SUSANNE STEMMER, UNIVERSITY OF CALIFORNIA, SANTA BARBARA
Abstract
The goals of this project are to develop (i) highly-perfect, three-dimensional (3D) Dirac materials with extremely high carrier mobilities using molecular beam epitaxy and (ii) heterostructure engineering approaches that achieve unprecedented control over their unique electronic states. The ultimate objective is a new class of electronic materials and devices that are based on controlling unique nontrivial topological electronic states. Using approaches such as strain, electrostatic confinement, and symmetry engineering, as well as fine-tuning of the Fermi level using electric field effect and modulation doping, we will achieve unprecedented control over the unique electronic states of 3D Dirac materials. These give rise to unique phenomena such as spin-Hall effects, chiral excitations, chiral magnetic currents, unusually large magnetoresistances, topological protection against scattering, and true Fermi arcs, which cannot be found in any other materials class.
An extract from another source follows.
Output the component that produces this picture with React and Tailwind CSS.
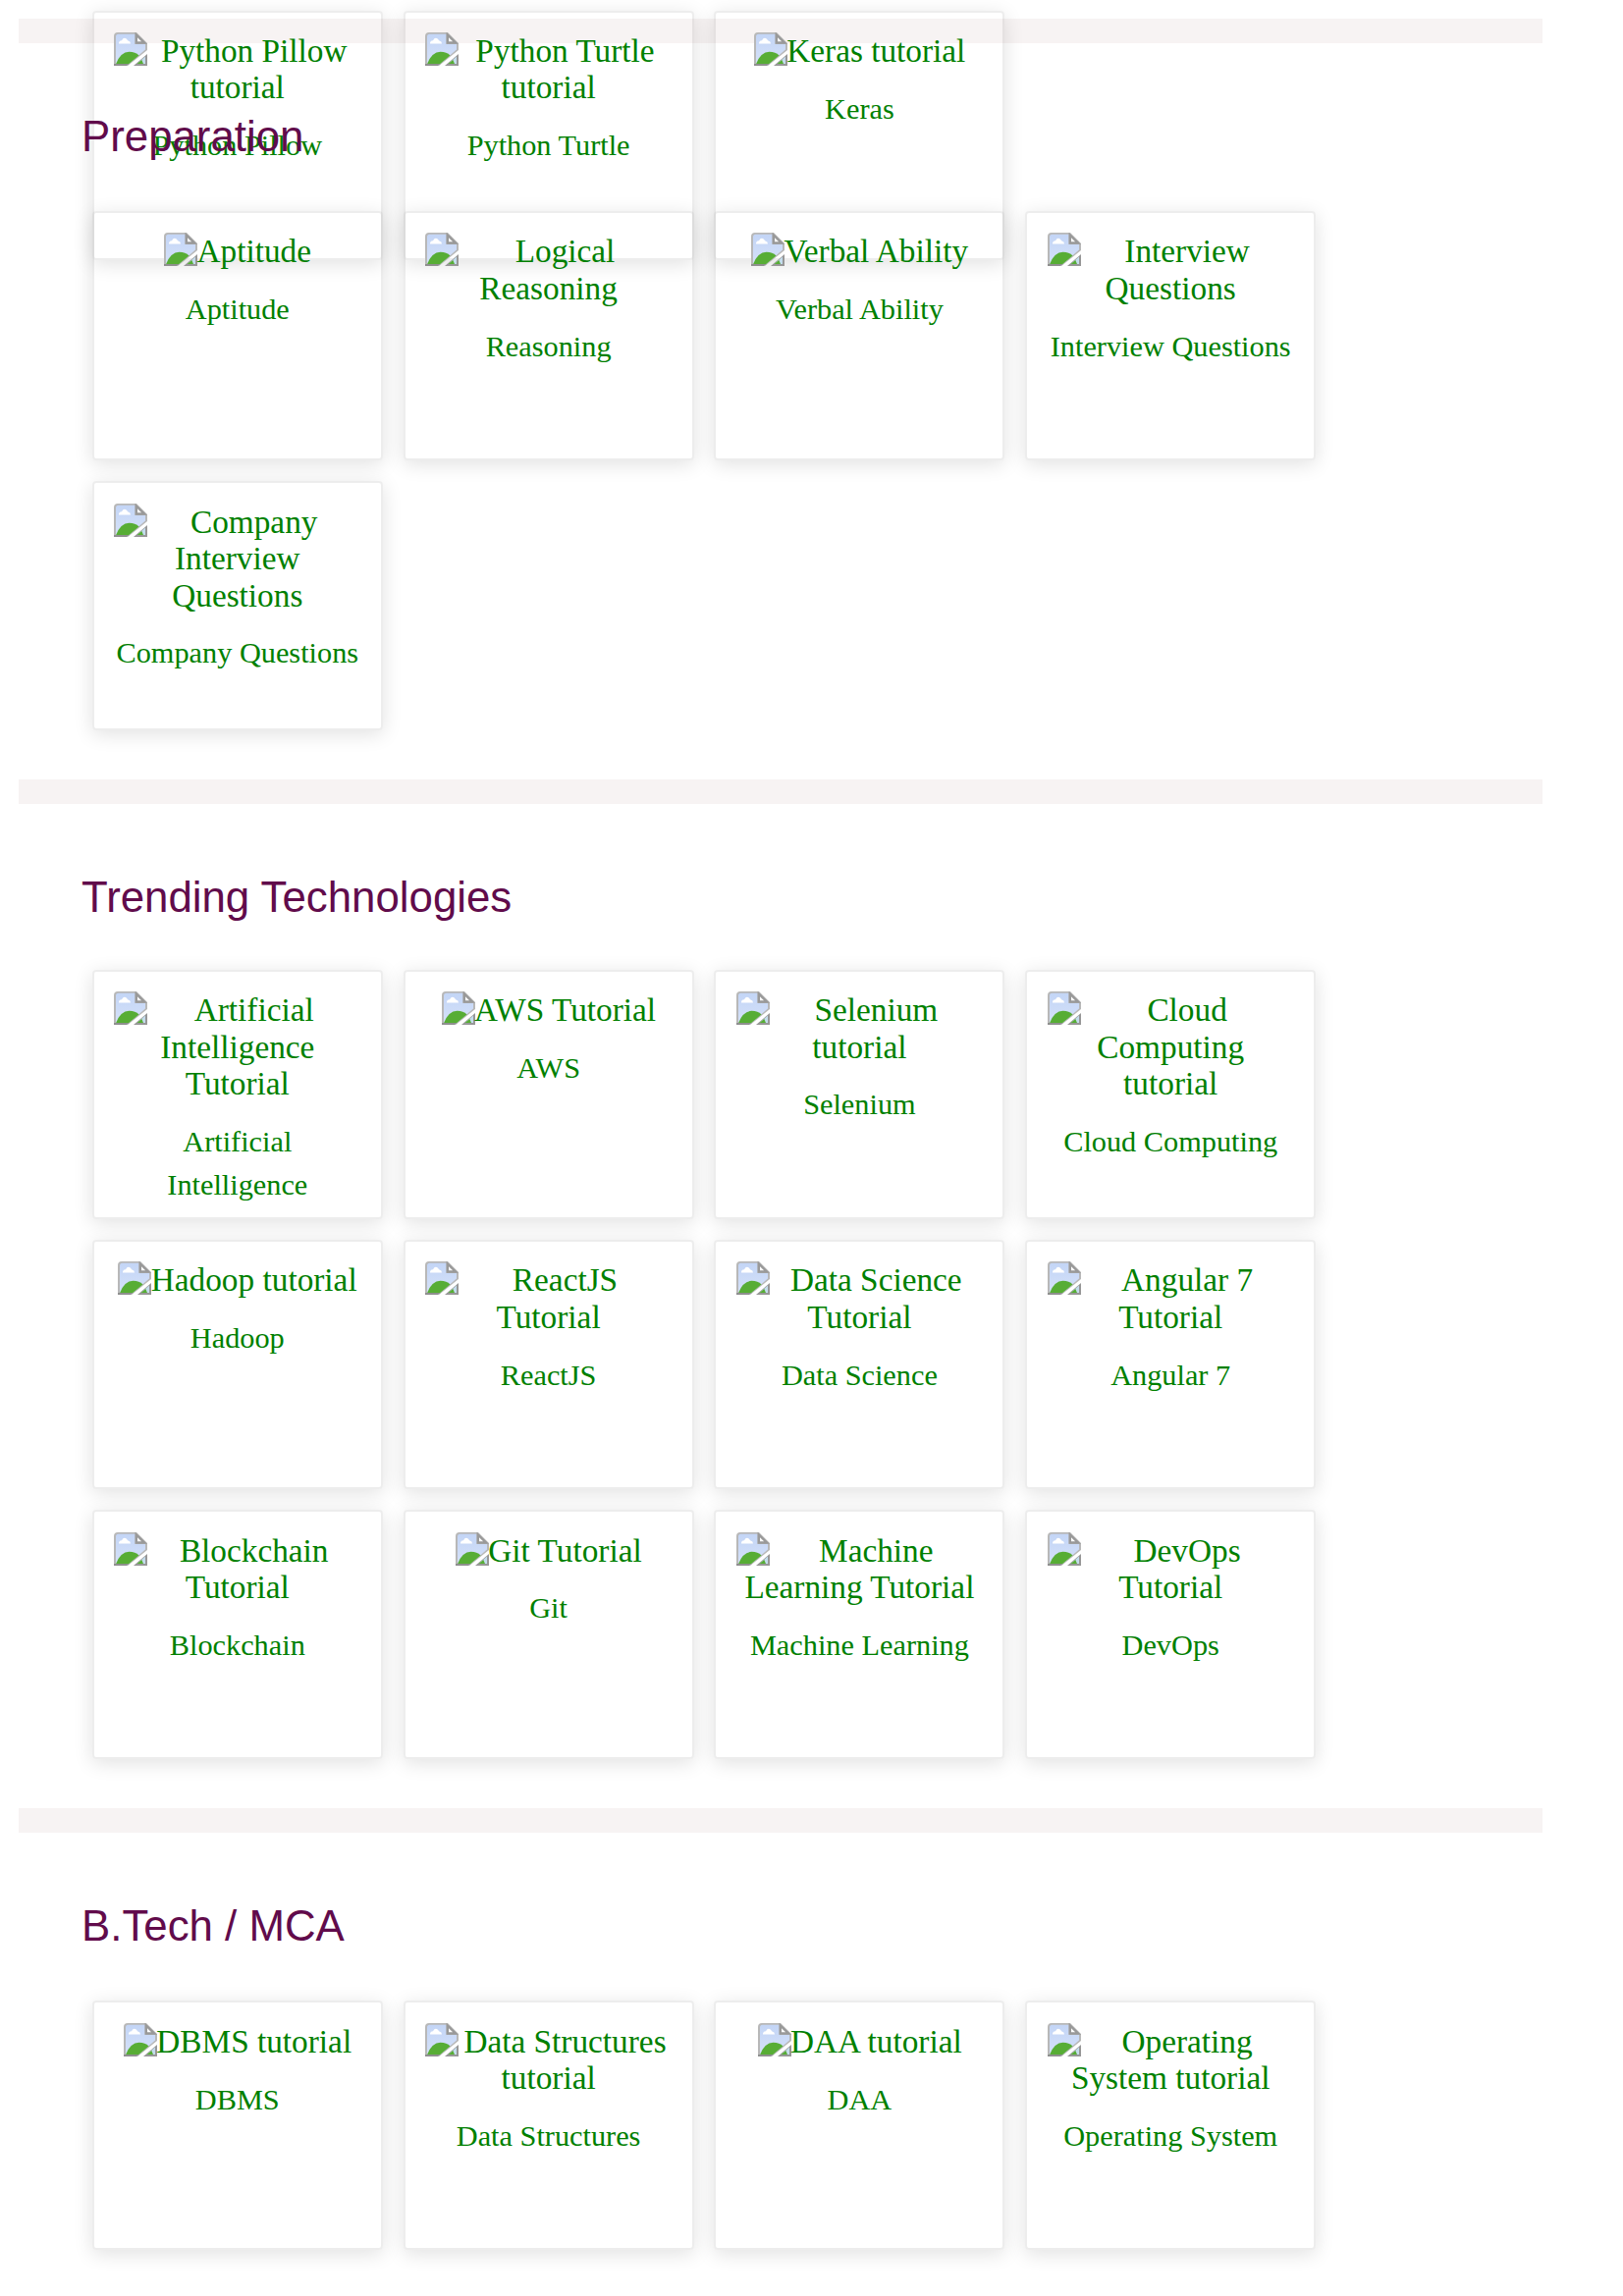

Using heterostructure engineering, which is completely new to the field of 3D Dirac materials, we will tune between different 3D topological states, such as Weyl semimetal, topological insulator, and quadratic band touching. The control achieved using these approaches will enable entirely new opportunities and device paradigms for spintronics, quantum computing, sensors, chiral, and high-speed electronics.